I was present for many of Bal Anat’s performances at the RPF between ’69 and ’75, and remember the incredible magic the troupe created for the curious, incredulous audience.  Their shows were the most popular event at the Faire, and as soon as the Faire-goers heard the screeching mizmars, zaghareets, darbuka, tabla beledi, deff and sagat, they would rush by the hundreds to take their places before the open air stage.  Entering in a magnificent processional, the forty or so members filed in, forming a crescent while continuing the cacophony of sounds.  The troupe stared back at the audience with heavily-lined eyes, dressed in myriad forms of Middle Eastern costuming:  turbans and tattoos, assuit and galabiyas, striped damask pantaloons, antique silver jewelry, amber bracelets, and necklaces with the hand of Fatima.  “We were trying to be very tribal and old-world looking…”, explains Jamila. “We were very colorful in our costumes, but the audience was also very colorful in theirs.”

Bal Anat’s extensive program unfolded with flavors of Tunisia, Algeria, Morocco, India, Turkey and Egypt.  Solo and group choreographies included tray, cane, sword, snake, pot, Dervish, acrobatic, khatak and Oriental, but the opening “Mask” dance was the most mysterious and moving.  “I wanted it to be almost a religious ceremony; I wanted it to be a ritual.  It was so powerful when we first did it because no one expected it.  Of course the movements were very primitive and stylized.”  During an earlier interview Jamila explained, “We were trying to relate everything to the Mother Goddess, along those lines.  The snake dance we could associate with a Cretean priestess who would hold her snakes aloft during a ritual.”

While some of the material had been influenced by Jamila’s continuing research into the history of Middle Eastern dance, much of the repertoire was created with the free spirit of the times.  I asked Jamila, “Wasn’t some of what you did authentic?”  “Absolutely not!  That was the point of it…It was all crazy fun.

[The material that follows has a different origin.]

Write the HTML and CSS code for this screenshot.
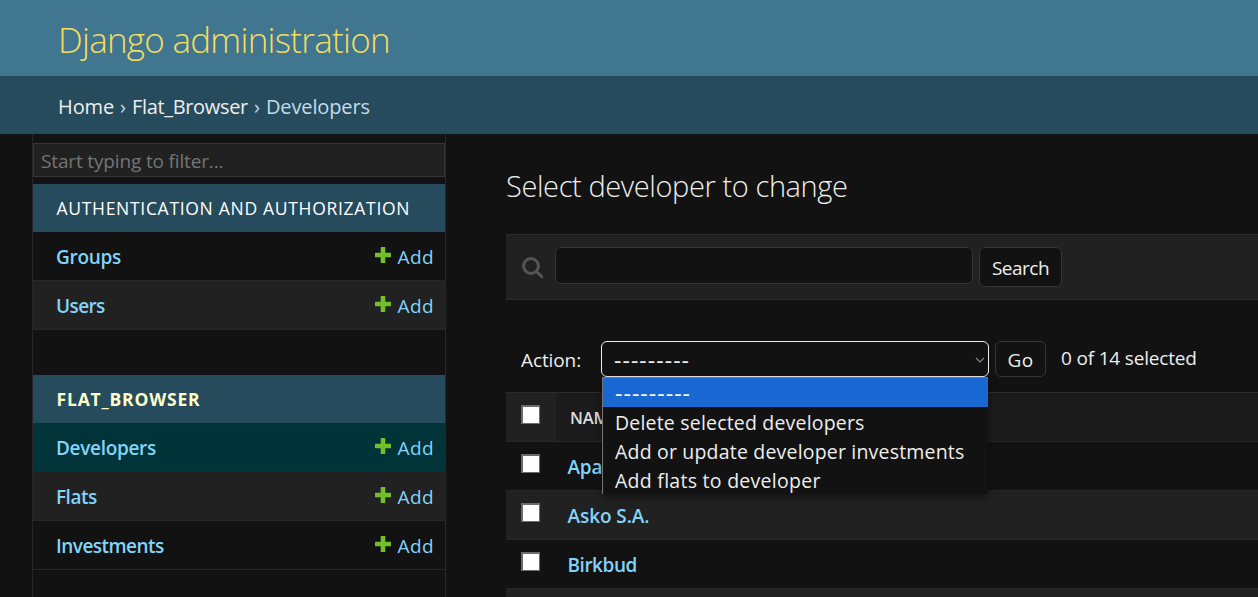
FILE: index.html
```
<!DOCTYPE html>
<html lang="en">
<head>
<meta charset="utf-8">
<title>Select developer to change | Django site admin</title>
<link rel="stylesheet" href="styles.css">
</head>
<body>
<svg class="defs" aria-hidden="true">
  <symbol id="plus" viewBox="0 0 16 16"><path d="M6.2 0h3.6q.5 0 .5.5v5.2h5.2q.5 0 .5.5v3.6q0 .5-.5.5h-5.2v5.200q0 .5-.5.5H6.200q-.5 0-.5-.5v-5.200H.5q-.5 0-.5-.5V6.200q0-.5.5-.5h5.200V.5q0-.5.5-.5z"/></symbol>
</svg>
<header class="header"><h1 class="site-name">Django administration</h1></header>
<nav class="breadcrumbs">
  <a class="bc-home" href="#">Home</a><span class="sep">›</span><a class="bc-app" href="#">Flat_Browser</a><span class="sep">›</span><span class="bc-current">Developers</span>
</nav>
<div class="main">
  <aside class="sidebar">
    <input class="filter" type="text" placeholder="Start typing to filter...">
    <section class="app">
      <h2 class="app-title">AUTHENTICATION AND AUTHORIZATION</h2>
      <div class="model"><a class="name groups" href="#">Groups</a><a class="add" href="#"><svg class="plus"><use href="#plus"/></svg>Add</a></div>
      <div class="model alt"><a class="name users" href="#">Users</a><a class="add" href="#"><svg class="plus"><use href="#plus"/></svg>Add</a></div>
    </section>
    <section class="app">
      <h2 class="app-title current-app">FLAT_BROWSER</h2>
      <div class="model current"><a class="name" href="#">Developers</a><a class="add" href="#"><svg class="plus"><use href="#plus"/></svg>Add</a></div>
      <div class="model alt"><a class="name flats" href="#">Flats</a><a class="add" href="#"><svg class="plus"><use href="#plus"/></svg>Add</a></div>
      <div class="model"><a class="name investments" href="#">Investments</a><a class="add" href="#"><svg class="plus"><use href="#plus"/></svg>Add</a></div>
    </section>
  </aside>
  <main class="content">
    <h1 class="page-title">Select developer to change</h1>
    <div class="toolbar">
      <svg class="magnifier" viewBox="0 0 22 22"><circle cx="9" cy="9" r="7.400"/><path d="M14.500 14.500l5.300 5.300"/></svg>
      <input class="search-input" type="text">
      <button class="button search-button">Search</button>
    </div>
    <div class="actions">
      <span class="action-label">Action:</span>
      <div class="select">
        <span class="dashes">---------</span>
        <svg class="chevron" viewBox="0 0 10 6"><path d="M1 1l4 4 4-4"/></svg>
        <div class="menu">
          <div class="option selected"><span class="dashes">---------</span></div>
          <div class="option">Delete selected developers</div>
          <div class="option">Add or update developer investments</div>
          <div class="option flats-option">Add flats to developer</div>
        </div>
      </div>
      <button class="button go-button">Go</button>
      <span class="counter">0 of 14 selected</span>
    </div>
    <div class="results">
      <div class="row head"><div class="cell-check"><span class="check"></span></div><div class="cell-name">NAM</div></div>
      <div class="row"><div class="cell-check"><span class="check"></span></div><a class="cell-name" href="#">Apa</a></div>
      <div class="row alt"><div class="cell-check"><span class="check"></span></div><a class="cell-name asko" href="#">Asko S.A.</a></div>
      <div class="row"><div class="cell-check"><span class="check"></span></div><a class="cell-name birkbud" href="#">Birkbud</a></div>
      <div class="row-edge"></div>
    </div>
  </main>
</div>
</body>
</html>
```
FILE: styles.css
```
* { box-sizing: border-box; }

body {
  margin: 0;
  height: 597px;
  overflow: hidden;
  display: flex;
  flex-direction: column;
  background: #121212;
  color: #eee;
  font: 400 19px/28px "Open Sans", sans-serif;
}

a { color: #81d4fa; text-decoration: none; }
h1, h2 { margin: 0; }
input, button { font: inherit; color: inherit; margin: 0; }
.defs { position: absolute; width: 0; height: 0; }

.header {
  flex: none;
  height: 76px;
  padding: 15px 0 0 58px;
  background: #417690;
}
.site-name {
  font-size: 35px;
  font-weight: 300;
  line-height: 49px;
  letter-spacing: -.74px;
  color: #f5dd5d;
}

.breadcrumbs {
  flex: none;
  height: 58px;
  padding: 16px 0 0 58px;
  display: flex;
  background: #264b5d;
  color: #c4dce8;
  font-size: 20px;
  line-height: 29px;
}
.breadcrumbs a { color: #eee; }
.sep { width: 18px; text-align: center; }
.bc-home { width: 56px; letter-spacing: -.1px; }
.bc-app { width: 116px; letter-spacing: -.34px; }
.bc-current { letter-spacing: -.14px; }

.main { flex: 1; display: flex; min-height: 0; }

.sidebar {
  flex: none;
  width: 414px;
  margin-left: 32px;
  padding-top: 9px;
  border: solid #272727;
  border-width: 0 1px;
}
.filter {
  display: block;
  width: 412px;
  height: 34px;
  margin-bottom: 7px;
  padding: 2px 7px 0;
  border: 1px solid #353535;
  background: #212121;
  letter-spacing: -.15px;
}
.filter::placeholder { color: #757575; opacity: 1; }
.app { margin-bottom: 45px; }
.app:last-child { margin-bottom: 0; }
.app-title {
  height: 48px;
  padding-left: 23.500px;
  background: #264b5d;
  color: #fff;
  font-size: 17.5px;
  font-weight: 400;
  line-height: 49px;
  letter-spacing: .7px;
}
.current-app { color: #ffc; font-weight: 700; letter-spacing: .82px; }
.model {
  display: flex;
  justify-content: space-between;
  height: 49px;
  padding: 0 11px 0 23px;
  border-bottom: 1px solid #272727;
  line-height: 50px;
}
.alt { background: #212121; }
.current { background: #003438; }
.name { font-weight: 600; letter-spacing: -.32px; }
.groups { letter-spacing: -.3px; }
.users { letter-spacing: -.6px; }
.flats { letter-spacing: -.5px; }
.investments { letter-spacing: -.54px; }
.add { display: flex; letter-spacing: .4px; }
.plus { width: 16px; height: 16px; margin: 15px 7px 0 0; fill: #70bf2b; }

.content { flex: none; width: 752px; margin-left: 60px; }
.page-title {
  height: 100px;
  padding-top: 32px;
  font-size: 29px;
  font-weight: 300;
  line-height: 39px;
  letter-spacing: -.4px;
  color: #eee;
}
.toolbar {
  display: flex;
  align-items: flex-start;
  height: 66px;
  padding: 12px 0 0 16px;
  background: #212121;
  border: solid #2b2b2b;
  border-width: 1px 0;
}
.magnifier {
  width: 22px;
  height: 22px;
  margin: 10px 11px 0 0;
  fill: none;
  stroke: #555;
  stroke-width: 3;
  stroke-linecap: round;
}
.search-input {
  width: 418px;
  height: 37px;
  margin-right: 6px;
  border: 1px solid #353535;
  border-radius: 6px;
  background: #121212;
}
.button {
  padding: 0;
  border: 1px solid #353535;
  border-radius: 6px;
  background: #121212;
  color: #eee;
}
.search-button { width: 83px; height: 40px; padding-top: 2px; letter-spacing: -.5px; }

.actions {
  display: flex;
  height: 92px;
  padding: 41px 0 0 15px;
}
.action-label { width: 80px; line-height: 38px; letter-spacing: -.1px; }
.select {
  position: relative;
  display: flex;
  justify-content: space-between;
  width: 388px;
  height: 36px;
  margin-right: 6px;
  padding: 0 3px 0 12px;
  border: 1px solid #eee;
  border-radius: 6px;
  line-height: 37px;
}
.dashes { display: block; font-size: 23px; letter-spacing: 1.05px; }
.chevron { width: 10px; height: 6px; margin-top: 15px; fill: none; stroke: #858585; stroke-width: 1.200; }
.menu {
  position: absolute;
  z-index: 1;
  top: 35px;
  left: 0;
  width: 386px;
  height: 117px;
  border: solid #767676;
  border-width: 1px 0 0 1px;
  background: #121212;
  box-shadow: 0 4px 8px rgba(0, 0, 0, .4);
}
.option {
  height: 29px;
  padding-left: 12px;
  color: #eee;
  font-size: 19.5px;
  line-height: 31px;
  letter-spacing: .19px;
  white-space: nowrap;
}
.option.selected { background: #1967d2; color: #fff; }
.flats-option { letter-spacing: .27px; }
.go-button { width: 51px; height: 36px; padding-top: 1px; letter-spacing: .4px; }
.counter { margin-left: 15px; line-height: 34px; letter-spacing: -.18px; }

.row {
  display: flex;
  height: 49px;
  border-bottom: 1px solid #272727;
}
.cell-check { width: 50px; padding: 12px 0 0 15px; }
.check {
  display: block;
  width: 19px;
  height: 19px;
  border: solid #6b6b6b;
  border-width: 2px 1px 1px 2px;
  background: #fff;
}
.cell-name { flex: 1; padding-left: 11.500px; font-weight: 600; line-height: 50px; letter-spacing: -.2px; }
.asko { letter-spacing: -.08px; }
.birkbud { letter-spacing: -.47px; }
.head { height: 50px; background: #212121; border-top: 1px solid #2b2b2b; }
.head .cell-name {
  padding-left: 14px;
  background: #1b1b1b;
  color: #ddd;
  font-size: 16.500px;
  letter-spacing: -.2px;
}
.row-edge { height: 8px; background: #212121; }
```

It wasn’t meant to be authentic…I didn’t want the show to be the same thing every year….I wanted to keep innovating and making it unexpectedly crazy.”  One year she was inspired by an etching in her Orientalist collection of two Ghawazi dancers balancing swords (Gerome), and created the now widely used sword dance.  “When I put the sword on Rhea’s head, it was so basic.  The audience stopped breathing for six weekends.”  I, too, was spellbound watching these exhilarating performances, and will never forget Galya’s extraordinary Oriental dance.  But the little three-year-old dancer who walked to center stage and performed a complete routine including finger cymbals, veil and floor work, and drum solo was most memorable.

Suhaila, two years old

“I used to wait for my mom to nod.  I would hold onto her assuit dress and stare up at her and wait to go out and dance.  And when I was finished dancing, I was ready to go home.  I was so bored for the rest of the show.  I had memorized everybody else’s routine.  I could have done the whole Bal Anat repertoire by myself,”  Suhaila told me when she was eighteen.  Surprisingly though, Suhaila never took lessons from her mother.  Jamila, heeding her husband’s injunction against dancing publicly, never taught her daughter, telling her instead that she wasn’t supposed to dance. When she was taken along to her mother’s classes, she would watch and then go to the back and try to imitate what she had seen.  Jamila was amazed when Suhaila danced for her, and decided to include her in the troupe.

Suhaila talked about preparing for the Faire: “We would go to the basement, put on our makeup and go do the show.  Then we’d come back through the basement, take off all of our makeup, and go back upstairs pretending nothing had happened.  My father knew where we were going, but he didn’t want us to talk about it.”

Suhaila’s was not a typical American upbringing.  She did not have a bicycle or roller skates, but she did play with dolls.  Her father wanted her to be a doctor.  But for Suhaila, being on stage and dancing was a normal thing.  “I never knew what stage fright was because I thought it was part of growing up.” Already well-versed in jazz, tap and ballet, Suhaila began to assist her mother by demonstrating steps in class when she was eight.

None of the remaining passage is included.